In Mallorca he met two producers who told him a local director of several award-winning shorts, Toni Bestard, was making a feature he might like.
“Toni had mentioned one day very early on the ideal actor for this character in ‘Perfect Stranger' would be Colm Meaney if he were available,” the 58-year-old said in a telephone interview from his mother's home in Dublin. “They said, ‘Yeah, we know who he is. He's got a house in Soller, 10 kilometers away.' Toni was like astonished. So they put me together with Toni and I read the script and liked the script a lot. It had been workshopped at the Sundance Latino Writers Lab, and I thought it was really a lovely story.”
Meaney wound up co-producing the film and he's brought it to Palm Springs in hopes of finding a distributor.
“The Perfect Stranger” is about a mysterious Irishman who comes to a Spanish island in search of a loved one who has left a Polaroid picture as a clue to where she disappeared.
Meaney's character, Mark O'Reilly, occupies a vacant shop while searching the countryside, causing his neighbors to believe he is opening a business. Since he doesn't speak Spanish, he can't convince them otherwise and he inadvertently becomes part of the village.
That in turns draws him out of the shell he had withdrawn into after his loss.
For Meaney, who hasn't learned to speak Spanish since buying his home in Mallorca, “it was the perfect part for me to dip my toe into Spanish cinema.”
But the part wasn't without its acting challenges.
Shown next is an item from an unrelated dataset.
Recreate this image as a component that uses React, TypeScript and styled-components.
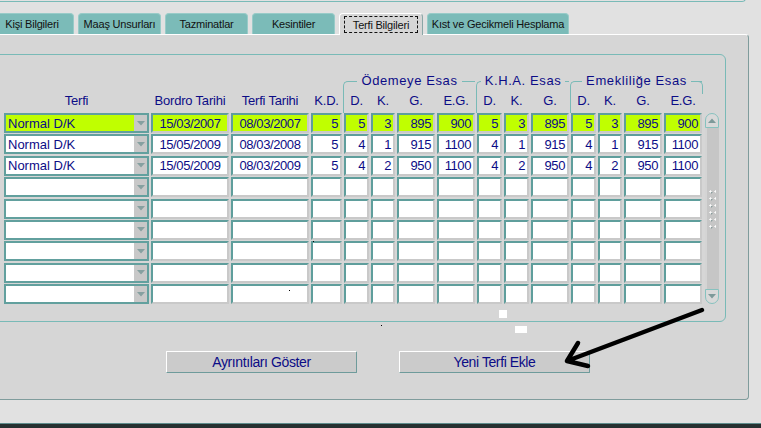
import React from "react";
import styled, { createGlobalStyle } from "styled-components";

const TEAL = "#79bab7";
const TAB = "#7bbbb8";
const NAVY = "#0c0c86";
const PANEL = "#d6d6d6";
const PAGE = "#e1e1e1";
const CELL_DARK = "#5f9e9c";
const CELL_LIGHT = "#c9c9c9";
const HL = "#c0ff00";
const SANS = `"Liberation Sans", Arial, sans-serif`;
const COLS = "145px 78px 78px 31px 25px 24px 38px 38px 25px 25px 38px 25px 24px 38px 38px 15px";

const GlobalStyle = createGlobalStyle`
  html, body { margin: 0; padding: 0; background: ${PAGE}; }
  body { font-family: ${SANS}; }
`;

const Screen = styled.div`
  position: relative;
  width: 761px;
  height: 428px;
  overflow: hidden;
  background: ${PAGE};
  display: flex;
  flex-direction: column;
`;

const PrevFrame = styled.div`
  width: 746px;
  height: 6px;
  margin-top: -4px;
  box-sizing: border-box;
  border-bottom: 1px solid ${TEAL};
  border-right: 1px solid ${TEAL};
  border-bottom-right-radius: 4px;
  flex: none;
`;

const TabRow = styled.div`
  display: flex;
  align-items: flex-end;
  gap: 4px;
  margin-top: 11px;
  margin-left: -10px;
  height: 21px;
  flex: none;
`;

const Tab = styled.div<{ $w: number }>`
  width: ${(p) => p.$w}px;
  height: 21px;
  box-sizing: border-box;
  background: ${TAB};
  border: 1px solid #98cbc8;
  border-bottom: none;
  border-radius: 4px 4px 0 0;
  display: flex;
  align-items: center;
  justify-content: center;
  font-size: 11px;
  letter-spacing: -0.2px;
  color: #111;
  white-space: nowrap;
`;

const ActiveTab = styled.div<{ $w: number }>`
  position: relative;
  z-index: 1;
  width: ${(p) => p.$w}px;
  height: 22px;
  margin-bottom: -1px;
  box-sizing: border-box;
  background: ${PANEL};
  border-top: 1px solid #fff;
  border-left: 1px solid #fff;
  border-right: 1px solid #8aa6a6;
  border-radius: 4px 4px 0 0;
  padding: 2px 4px 2px 4px;
  display: flex;
`;

const FocusBox = styled.div`
  flex: 1;
  border: 1px dashed #111;
  display: flex;
  align-items: center;
  justify-content: center;
  font-size: 11px;
  letter-spacing: -0.2px;
  color: #111;
  white-space: nowrap;
`;

const Panel = styled.div`
  margin-left: -2px;
  width: 751px;
  height: 366px;
  box-sizing: border-box;
  background: ${PANEL};
  border-top: 1px solid #fff;
  border-right: 1px solid #7f9c9c;
  border-bottom: 1px solid #7f9c9c;
  border-radius: 0 4px 4px 0;
  display: flex;
  flex-direction: column;
  flex: none;
`;

const Frame = styled.div`
  margin-top: 19px;
  width: 728px;
  height: 268px;
  box-sizing: border-box;
  border: 1px solid ${TEAL};
  border-radius: 0 6px 6px 0;
  padding: 26px 0 0 5px;
  display: flex;
  flex-direction: column;
  flex: none;
`;

const HeaderGrid = styled.div`
  display: grid;
  grid-template-columns: ${COLS};
  grid-template-rows: 12px 20px;
  column-gap: 2px;
`;

const Group = styled.div<{ $from: number; $to: number; $end?: boolean }>`
  position: relative;
  grid-row: 1 / 3;
  grid-column: ${(p) => p.$from} / ${(p) => p.$to};
  margin-left: -1px;
  border-top: 1px solid ${TEAL};
  border-left: 1px solid ${TEAL};
  border-top-left-radius: 5px;
  display: flex;
  justify-content: center;
  align-items: flex-start;
  &::after {
    content: "";
    display: ${(p) => (p.$end ? "block" : "none")};
    position: absolute;
    right: -1px;
    top: -1px;
    width: 6px;
    height: 12px;
    border-top: 1px solid ${TEAL};
    border-right: 1px solid ${TEAL};
    border-top-right-radius: 5px;
  }
`;

const GroupLabel = styled.span`
  margin-top: -9px;
  padding: 0 4px;
  background: ${PANEL};
  font-size: 13px;
  line-height: 16px;
  letter-spacing: 0.6px;
  color: ${NAVY};
  white-space: nowrap;
`;

const ColLabel = styled.div<{ $col: number }>`
  grid-row: 2;
  grid-column: ${(p) => p.$col};
  text-align: center;
  font-size: 13px;
  letter-spacing: -0.2px;
  line-height: 16px;
  color: ${NAVY};
  white-space: nowrap;
  position: relative;
  z-index: 1;
`;

const BodyGrid = styled.div`
  display: grid;
  grid-template-columns: ${COLS};
  grid-template-rows: repeat(9, 20px);
  column-gap: 2px;
  row-gap: 1.4px;
`;

const Cell = styled.div<{ $hl?: boolean; $align: "left" | "center" | "right" }>`
  box-sizing: border-box;
  height: 20px;
  border: 2px solid;
  border-color: ${CELL_DARK} ${CELL_LIGHT} ${CELL_LIGHT} ${CELL_DARK};
  background: ${(p) => (p.$hl ? HL : "#fff")};
  display: flex;
  align-items: center;
  justify-content: ${(p) => (p.$align === "left" ? "flex-start" : p.$align === "center" ? "center" : "flex-end")};
  padding: 0 2px 0 2px;
  font-size: 13px;
  letter-spacing: -0.4px;
  line-height: 1;
  color: ${NAVY};
  white-space: nowrap;
  overflow: hidden;
`;

const Combo = styled.div`
  box-sizing: border-box;
  height: 20px;
  border: 2px solid #62a09e;
  display: flex;
  background: #fff;
`;

const ComboText = styled.div<{ $hl?: boolean }>`
  flex: 1;
  background: ${(p) => (p.$hl ? HL : "#fff")};
  display: flex;
  align-items: center;
  padding-left: 2px;
  font-size: 13px;
  color: ${NAVY};
  white-space: nowrap;
`;

const ComboButton = styled.div`
  width: 13px;
  background: #c8c8c8;
  display: flex;
  align-items: center;
  justify-content: center;
`;

const Scrollbar = styled.div`
  grid-column: 16;
  grid-row: 1 / -1;
  width: 14px;
  justify-self: end;
  display: flex;
  flex-direction: column;
`;

const ScrollBtn = styled.div<{ $up?: boolean }>`
  height: 15px;
  box-sizing: border-box;
  border: 1px solid #87c2bf;
  border-radius: ${(p) => (p.$up ? "7px 7px 0 0" : "0 0 7px 7px")};
  background: #d9d9d9;
  display: flex;
  align-items: center;
  justify-content: center;
  flex: none;
`;

const Track = styled.div`
  flex: 1;
  background: #c6c6c6;
  border-left: 2px solid #d4d4d4;
  display: flex;
  align-items: center;
  justify-content: center;
`;

const Grip = styled.div`
  width: 8px;
  height: 42px;
  margin-left: -2px;
  background-image: radial-gradient(circle, #fbfbfb 0.9px, transparent 1.3px),
    radial-gradient(circle, #8a9c9c 0.8px, transparent 1.2px);
  background-size: 5px 7px, 5px 7px;
  background-position: 0 0, 1px 1px;
`;

const ButtonRow = styled.div`
  display: flex;
  gap: 42px;
  margin-top: 29px;
  padding-left: 168px;
`;

const ActionButton = styled.button`
  width: 191px;
  height: 22px;
  box-sizing: border-box;
  margin: 0;
  padding: 0;
  background: #cbcbcb;
  border: 1px solid;
  border-color: #fff #6e9b9b #6e9b9b #fff;
  border-radius: 1px;
  font-family: ${SANS};
  font-size: 14px;
  letter-spacing: -0.4px;
  color: ${NAVY};
  text-align: center;
`;

const BottomBar = styled.div`
  margin-top: 23px;
  height: 5px;
  box-sizing: border-box;
  border-top: 1px solid #5e8c8c;
  background: #263030;
  flex: none;
`;

const Overlay = styled.svg`
  position: absolute;
  left: 0;
  top: 0;
  pointer-events: none;
`;

const Speck = styled.div<{ $x: number; $y: number; $w: number; $h: number; $c: string }>`
  position: absolute;
  left: ${(p) => p.$x}px;
  top: ${(p) => p.$y}px;
  width: ${(p) => p.$w}px;
  height: ${(p) => p.$h}px;
  background: ${(p) => p.$c};
`;

const DownTri = ({ color = "#86a0a0" }: { color?: string }) => (
  <svg width="8" height="5" viewBox="0 0 8 5">
    <path d="M0 0 H8 L4 4.5 Z" fill={color} />
  </svg>
);
const UpTri = () => (
  <svg width="8" height="5" viewBox="0 0 8 5">
    <path d="M0 5 H8 L4 0.5 Z" fill="#7e9a9a" />
  </svg>
);

type Row = { terfi: string; bordro: string; tarih: string; nums: string[]; hl?: boolean };

const rows: Row[] = [
  { terfi: "Normal D/K", bordro: "15/03/2007", tarih: "08/03/2007", nums: ["5", "5", "3", "895", "900", "5", "3", "895", "5", "3", "895", "900"], hl: true },
  { terfi: "Normal D/K", bordro: "15/05/2009", tarih: "08/03/2008", nums: ["5", "4", "1", "915", "1100", "4", "1", "915", "4", "1", "915", "1100"] },
  { terfi: "Normal D/K", bordro: "15/05/2009", tarih: "08/03/2009", nums: ["5", "4", "2", "950", "1100", "4", "2", "950", "4", "2", "950", "1100"] },
  ...Array.from({ length: 6 }, () => ({ terfi: "", bordro: "", tarih: "", nums: Array(12).fill("") })),
];

const colLabels = ["Terfi", "Bordro Tarihi", "Terfi Tarihi", "K.D.", "D.", "K.", "G.", "E.G.", "D.", "K.", "G.", "D.", "K.", "G.", "E.G."];

const tabs = [
  { label: "Kişi Bilgileri", w: 84 },
  { label: "Maaş Unsurları", w: 83 },
  { label: "Tazminatlar", w: 83 },
  { label: "Kesintiler", w: 83 },
  { label: "Terfi Bilgileri", w: 84, active: true },
  { label: "Kıst ve Gecikmeli Hesplama", w: 142 },
];

export default function App() {
  return (
    <>
      <GlobalStyle />
      <Screen>
        <PrevFrame />
        <TabRow>
          {tabs.map((t) =>
            t.active ? (
              <ActiveTab key={t.label} $w={t.w}>
                <FocusBox>{t.label}</FocusBox>
              </ActiveTab>
            ) : (
              <Tab key={t.label} $w={t.w}>
                {t.label}
              </Tab>
            )
          )}
        </TabRow>
        <Panel>
          <Frame>
            <HeaderGrid>
              <Group $from={5} $to={9}>
                <GroupLabel>Ödemeye Esas</GroupLabel>
              </Group>
              <Group $from={9} $to={12}>
                <GroupLabel>K.H.A. Esas</GroupLabel>
              </Group>
              <Group $from={12} $to={16} $end>
                <GroupLabel>Emekliliğe Esas</GroupLabel>
              </Group>
              {colLabels.map((l, i) => (
                <ColLabel key={i} $col={i + 1}>
                  {l}
                </ColLabel>
              ))}
            </HeaderGrid>
            <BodyGrid>
              {rows.map((r, ri) => (
                <React.Fragment key={ri}>
                  <Combo>
                    <ComboText $hl={r.hl}>{r.terfi}</ComboText>
                    <ComboButton>
                      <DownTri />
                    </ComboButton>
                  </Combo>
                  <Cell $hl={r.hl} $align="center">{r.bordro}</Cell>
                  <Cell $hl={r.hl} $align="center">{r.tarih}</Cell>
                  {r.nums.map((n, ni) => (
                    <Cell key={ni} $hl={r.hl} $align="right">
                      {n}
                    </Cell>
                  ))}
                </React.Fragment>
              ))}
              <Scrollbar>
                <ScrollBtn $up>
                  <UpTri />
                </ScrollBtn>
                <Track>
                  <Grip />
                </Track>
                <ScrollBtn>
                  <DownTri color="#7e9a9a" />
                </ScrollBtn>
              </Scrollbar>
            </BodyGrid>
          </Frame>
          <ButtonRow>
            <ActionButton>Ayrıntıları Göster</ActionButton>
            <ActionButton>Yeni Terfi Ekle</ActionButton>
          </ButtonRow>
        </Panel>
        <BottomBar />
        <Speck $x={499} $y={310} $w={8} $h={8} $c="#fff" />
        <Speck $x={515} $y={326} $w={12} $h={7} $c="#fff" />
        <Speck $x={381} $y={325} $w={1} $h={1} $c="#000" />
        <Speck $x={313} $y={241} $w={1} $h={1} $c="#000" />
        <Speck $x={289} $y={290} $w={1} $h={1} $c="#000" />
        <Overlay width="761" height="428" viewBox="0 0 761 428">
          <path
            d="M702 310 L567 361 M578 343 L567 361 L588 366"
            fill="none"
            stroke="#000"
            strokeWidth="4.5"
            strokeLinecap="round"
            strokeLinejoin="round"
          />
        </Overlay>
      </Screen>
    </>
  );
}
Meaney gives a very restrained performance as O'Reilly, which is a contrast from his best-known roles.
He just played another introverted character in the Irish indie “Parked,” but he's more often called upon to act in broad strokes.
“My performances have tended to be much more extroverted characters,” he said. “Both of these films, which came very close to each other, suddenly have these guys who were not very expressive, not very extrovert. I was delighted to find both these scripts because it was a new challenge and a different direction. Playing the same character over and over is not very interesting.”
Meaney plays a powerful railroad magnate in “Hell On Wheels,” a period drama about the building of a railroad across the West after the Civil War. The gritty series features a former Confederate soldier working side-by-side with former slaves, an Indian Christian convert, a former John Brown marauder, a corrupt Norwegian security man and a traveling brothel of prostitutes.
Meaney's performance, although Shakespearean in its power and formal language, contains a vulnerability that makes him likeable despite his often despicable deeds. The season finale is Sunday and Meaney said it just got picked up for a second season.
Like AMC's other hit shows, “Mad Men” and “Breaking Bad,” “Hell On Wheels” didn't open with strong ratings, but it's been building momentum like the locomotive itself. Meaney said he could see it running four or five years, possibly culminating with a golden spike after the railroad crosses the Rockies.
Meaney's has been mentioned as an Emmy candidate, but he said, “I'd love to see the show get some awards.”